Defendant's application was made in 1991 when his gross income was $22,564. He was unemployed during a portion of the year. In 1992, defendant was an independent contractor who received a draw of $3,000 per month against commissions and his Form 1099 showed total 1992 compensation of $10,000. A copy of defendant's 1990 tax return was first made available to plaintiff when it was attached to defendant's case information statement.

[268 NJSuper Page 606]

Plaintiff, no doubt mindful of the restrictive language contained in N.J.S.A. 2A:17-56.23a, has advanced the argument that the court should consider income averaging because of defendant's widely fluctuating earnings in an attempt to utilize the large 1990 earnings. The courts of New Jersey have not yet utilized this approach in determining appropriate support payments. Courts in other jurisdictions have considered this approach.

In Zimin v. Zimin, 837 P. 2d 118 (Ala.1992), The Supreme Court of Alaska reviewed the obligations imposed by a trial court upon a commercial fisherman. The Supreme Court found that a three year average of his income provides an accurate estimate of an obligor parent's current earning capacity for purposes of child support when the parent's income is subject to yearly fluctuations.

In like regard, in reviewing the obligation of a farmer whose income fluctuates, the Court of Appeals of Iowa found that support should be set at a single amount subject to future modification and that a non-custodial parent's average income should be computed on the basis of "income averaging". In re the Marriage of Blume, 473 N.W. 2d 629 (Iowa Ct.App.1991). See also In re the Marriage of Vanet, 544 S.W. 2d 236 (Mo.Ct.App.1976), regarding the fluctuation in income of an attorney.

The Supreme Court of North Dakota reviewed the issue in connection with an engineer who operated his own business. Interestingly, the Supreme Court of North Dakota wrote in Clutter v. McIntosh, 484 N.W. 2d 846 (1992):

Most of Gordon's earnings since 1984 have been from his own corporation, G.W. McIntosh Engineering and Consulting, Inc. Gordon owns this business jointly with his wife, Gerlyn, who is currently employed outside that corporation. When an obligor is self-employed with income subject to fluctuation, the administrative guidelines instruct that information from several years "must" be used to arrive at income. Gordon's fluctuating income from self-employment was anticipated by the guidelines.

[ Id. at 848-49 (citation and footnote omitted).]

The court in North Dakota felt that five-year averaging was appropriate. When gross income is subject to fluctuation, particularly

[268 NJSuper Page 607]

in instances involving self-employment, information reflecting and covering a period of time should be used.

Here, the court is able to distinguish this approach in determining support from the defendant's situation, because defendant had a single bonanza year, and subsequently his income steadily diminished. In appropriate cases, however, income averaging should be favorably considered in determining proper support levels.

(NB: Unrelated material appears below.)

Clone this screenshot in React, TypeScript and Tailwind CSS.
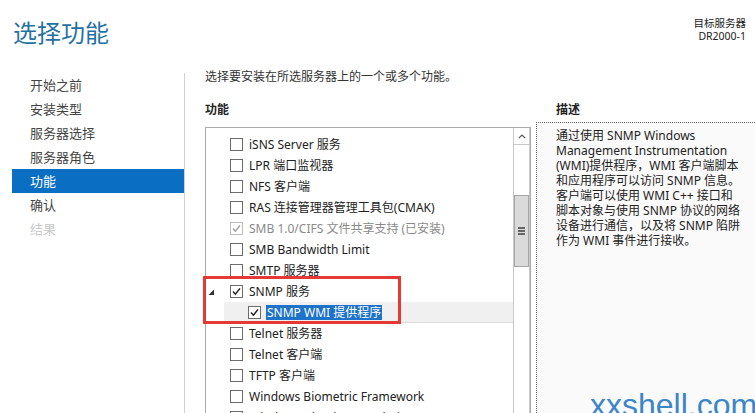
import React from "react";

type Row = {
  label: string;
  checked?: boolean;
  disabled?: boolean;
  expand?: boolean;
  child?: boolean;
};

const rows: Row[] = [
  { label: "iSNS Server 服务" },
  { label: "LPR 端口监视器" },
  { label: "NFS 客户端" },
  { label: "RAS 连接管理器管理工具包(CMAK)" },
  { label: "SMB 1.0/CIFS 文件共享支持 (已安装)", checked: true, disabled: true },
  { label: "SMB Bandwidth Limit" },
  { label: "SMTP 服务器" },
  { label: "SNMP 服务", checked: true, expand: true },
  { label: "SNMP WMI 提供程序", checked: true, child: true },
  { label: "Telnet 服务器" },
  { label: "Telnet 客户端" },
  { label: "TFTP 客户端" },
  { label: "Windows Biometric Framework" },
  { label: "Windows Identity Foundation 3.5" },
];

function Check({ checked, disabled }: { checked?: boolean; disabled?: boolean }) {
  return (
    <div
      className={
        "w-[13px] h-[13px] shrink-0 border bg-white flex items-center justify-center " +
        (disabled ? "border-[#bdbdbd]" : "border-[#6b6b6b]")
      }
    >
      {checked && (
        <svg width="11" height="11" viewBox="0 0 11 11">
          <path
            d="M2 5.6 L4.4 8.2 L9 2.4"
            fill="none"
            stroke={disabled ? "#a0a0a0" : "#222"}
            strokeWidth="1.5"
          />
        </svg>
      )}
    </div>
  );
}

const navItems = ["开始之前", "安装类型", "服务器选择", "服务器角色", "功能", "确认", "结果"];

export default function App() {
  return (
    <div className="relative w-[755px] h-[413px] overflow-hidden bg-white text-[#222] font-['Noto_Sans','Noto_Sans_CJK_SC',sans-serif]">
      {/* header */}
      <div className="flex justify-between items-start h-[69px]">
        <div className="pl-[13px] pt-[17px] text-[24px] leading-[32px] text-[#2471a3]">选择功能</div>
        <div className="pr-[9px] pt-[17px] text-right text-[10.5px] leading-[13px] text-[#222]">
          <div>目标服务器</div>
          <div>DR2000-1</div>
        </div>
      </div>

      {/* body */}
      <div className="flex h-[344px]">
        <div className="w-[185px] shrink-0 mt-[4px] border-r border-[#d0d0d0] pl-[12px] text-[13px]">
          {navItems.map((n, i) => (
            <div
              key={n}
              className={
                "h-[24px] leading-[24px] pl-[18px] " +
                (i === 4 ? "bg-[#0a6fc2] text-white" : i === 6 ? "text-[#c9c9c9]" : "text-[#444]")
              }
            >
              {n}
            </div>
          ))}
        </div>

        <div className="flex-1 pl-[20px] flex flex-col">
          <div className="text-[12px] leading-[16px] text-[#333]">选择要安装在所选服务器上的一个或多个功能。</div>
          <div className="flex flex-1">
            {/* features column */}
            <div className="w-[326px] shrink-0 flex flex-col">
              <div className="mt-[17px] text-[12px] leading-[16px] font-bold">功能</div>
              <div className="mt-[9px] flex-1 flex border border-[#ababab] bg-white">
                <div className="flex-1 pt-[6px] text-[12px] text-[#222]">
                  {rows.map((r) => {
                    if (r.child) {
                      return (
                        <div
                          key={r.label}
                          className="ml-[18px] h-[21px] flex items-center pl-[24px] bg-[#f0f0f0] border-b border-[#dcdcdc]"
                        >
                          <Check checked />
                          <span className="ml-[5px] px-[1px] leading-[15px] bg-[#1e72c8] text-white">{r.label}</span>
                        </div>
                      );
                    }
                    return (
                      <div key={r.label} className={"h-[21px] flex items-center " + (r.expand ? "pl-[2px]" : "pl-[24px]")}>
                        {r.expand && (
                          <svg width="7" height="7" viewBox="0 0 7 7" className="mr-[15px] mt-[2px]">
                            <polygon points="6,0.5 6,6 0.5,6" fill="#333" />
                          </svg>
                        )}
                        <Check checked={r.checked} disabled={r.disabled} />
                        <span className={"ml-[6px] whitespace-nowrap " + (r.disabled ? "text-[#8a8a8a]" : "")}>
                          {r.label}
                        </span>
                      </div>
                    );
                  })}
                </div>
                {/* scrollbar */}
                <div className="w-[17px] shrink-0 border-l border-r border-[#c8c8c8] flex flex-col">
                  <div className="h-[17px] border-b border-[#c8c8c8] flex items-center justify-center">
                    <svg width="8" height="5" viewBox="0 0 8 5">
                      <path d="M0.8 4.2 L4 1 L7.2 4.2" fill="none" stroke="#555" strokeWidth="1.2" />
                    </svg>
                  </div>
                  <div className="mt-[50px] h-[72px] border border-[#a6a6a6] bg-[#dadada] flex flex-col items-center justify-center gap-[1px]">
                    <div className="w-[7px] h-[2px] bg-[#666]" />
                    <div className="w-[7px] h-[2px] bg-[#666]" />
                    <div className="w-[7px] h-[2px] bg-[#666]" />
                  </div>
                </div>
              </div>
            </div>

            {/* description column */}
            <div className="ml-[5px] flex-1 flex flex-col">
              <div className="mt-[17px] pl-[20px] text-[12px] leading-[16px] font-bold">描述</div>
              <div className="mt-[4px] flex-1 border-t border-l border-dotted border-[#666] bg-[#fafafa] pl-[19px] pt-[5px] text-[12px] leading-[15px] text-[#222] whitespace-nowrap">
                通过使用 SNMP Windows
                <br />
                Management Instrumentation
                <br />
                (WMI)提供程序，WMI 客户端脚本
                <br />
                和应用程序可以访问 SNMP 信息。
                <br />
                客户端可以使用 WMI C++ 接口和
                <br />
                脚本对象与使用 SNMP 协议的网络
                <br />
                设备进行通信，以及将 SNMP 陷阱
                <br />
                作为 WMI 事件进行接收。
              </div>
            </div>
          </div>
        </div>
      </div>

      {/* red annotation box */}
      <div className="absolute left-[203px] top-[276px] w-[198px] h-[48px] border-[3px] border-[#e53935]" />

      {/* watermark */}
      <div className="absolute left-[590px] top-[389px] text-[32px] leading-none text-[#3a86c8] font-['Liberation_Sans',sans-serif] whitespace-nowrap">
        xxshell.com
      </div>
    </div>
  );
}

A different approach is more appropriate in this case. A preliminary question which must be answered is whether or not the children of the marriage are entitled to have their needs accord with the current standard of living of both parents. Clearly, they are. Zazzo v. Zazzo, 245 N.J. Super. 124, 584 A.2d 281 (App.Div.1990).

In order to accomplish this goal, the court must consider the holding in Zazzo, the language of N.J.S.A. 2A:17-56.23a, together with the fact that defendant failed to comply with the terms of the judgment of divorce which required him to report his higher levels of income. It is clear that defendant did not intend to share his good fortune with his children in that he made no disclosure thereof when the income was received. Nevertheless, because there is no divorce between parents and their children, the court finds that under the particular circumstances of this case, an increase in child support for 1990 is appropriate. To decide otherwise would be a failure to provide equitable relief to those clearly entitled to it. Had defendant made a timely disclosure of his 1990 income, his child support would have been modified. His failure to do so cannot benefit him to the detriment of his children despite the statutory language to the contrary. Income averaging utilizing past years would only be an attempt to utilize form over substance. The parties stipulated that the modification, if any, would be as of January 1, 1992.

It is the order of this court that child support for 1990 be modified taking into consideration defendant's income for that year.

[268 NJSuper Page 608]

Both the calculations utilized in modifying child support and the determination of the other outstanding issues before the court in this plenary hearing have been resolved in a separate court order and are not germane to this opinion.